The Tait brothers were theatre entrepreneurs who had moved into film production with The Story of the Kelly Gang and Robbery Under Arms. In February 1911 The Bulletin reported that:
The Taits are going to produce It’s Never Too Late To Mend in biograph drama form at Melbourne Glaeiarium. "Willie" Lincoln, who was an Australian playwright in his youth, and is nowadays running the "Paradise" Pictures at St. Kilda, is understood to be responsible for this biograph version of Charles Reade’s drama. Picture show condensations of familiar stories, also original film dramas of the sort now imported from America and Europe, might as well be locally fixed up. There’s no better country than Australia for open-air photography, and few that are nearly as good.
The film was shot in Melbourne and "enacted by a specially-selected company of Victorian artists" who were "a selected metropolitan company of 60 performers." The estimated budget was £300-£400.

==Reception==
The movie debuted at the Olympia Theatre in Haymarket, Sydney in January 1911. A lecturer accompanied screenings and would explain the action that took place.
===Box office===
The movie broke box office records at the Olympia. It later drew strong crowds in Melbourne as well.

===Critical===
The Bulletin called it:
An interesting piece... adapted by W.J. Lincoln for dumb show purposes, and Johnson and Gibson had prepared three or four thousand feet of photographs for reproduction on the screen. The picture promised well for the future of the Australian "art film" industry. The adapter has "potted" the novel, rather than the drama of the same name, and done it very well. The actors look their parts and play them dramatically, and the heroine, who is a first consideration and the only girl in the piece, fills the bill quite charmingly. For about an hour It’s Never Too Late To Mend kept a packed house interested. A man with a ripe, sonorous voice supplied brief descriptive details, and kept the story in a state of coherency, the only noticeable shortcoming being the absence of a moral tag, to the effect that the conversion of the English thief, Tom Robinson, had been fully completed in The Sunny South.
The Sydney Sunday Times said there "was special performances by a company of Australian actors."
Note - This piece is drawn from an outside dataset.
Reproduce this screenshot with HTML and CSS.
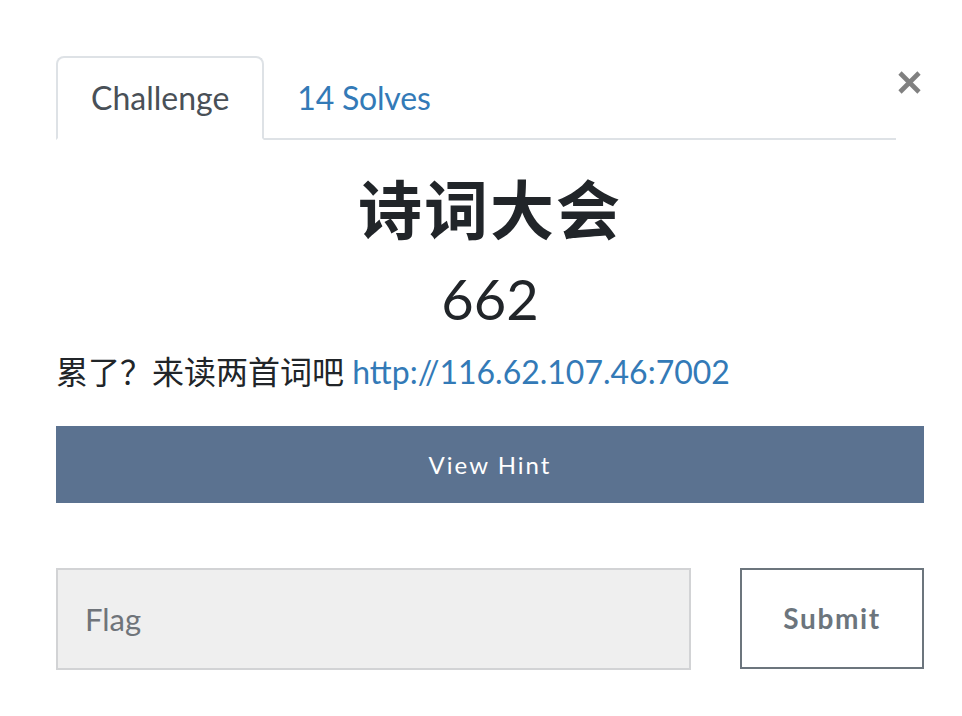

Melbourne's Table Talk called it "a most gratifying success in all ways. The pictures are clear and the acting is adequate, while to our ideas it is more natural, for it has not the Gallic mannerisms and excessive gesture noticeable in some of the imported pictorial dramas, which are usually interpreted by French artists."

The Riverine Herald stated "the cast was well chosen and well balanced, and the dramatic action of the play was finely brought out."

The Launceston Examiner said "in its construction the adapter has endeavoured to retain all the main and most salient features of the novel, allowing for the bridging over of many incidents, to make a natural sequence and clear-cut story."

The Launceston Daily Telegraph said the novel had been "exceedingly well adapted by W. J. Lincoln... [a] magnificent pictorial representation, so full of strong human interest".

===USA release===
The film was released in the US in August 1914.

==Legacy==
The box office success of the film encouraged the Tait brothers and Millard and Johnson to appoint W.J. Lincoln as the main director for their new company, Amalgamated Pictures, which operated for over a year.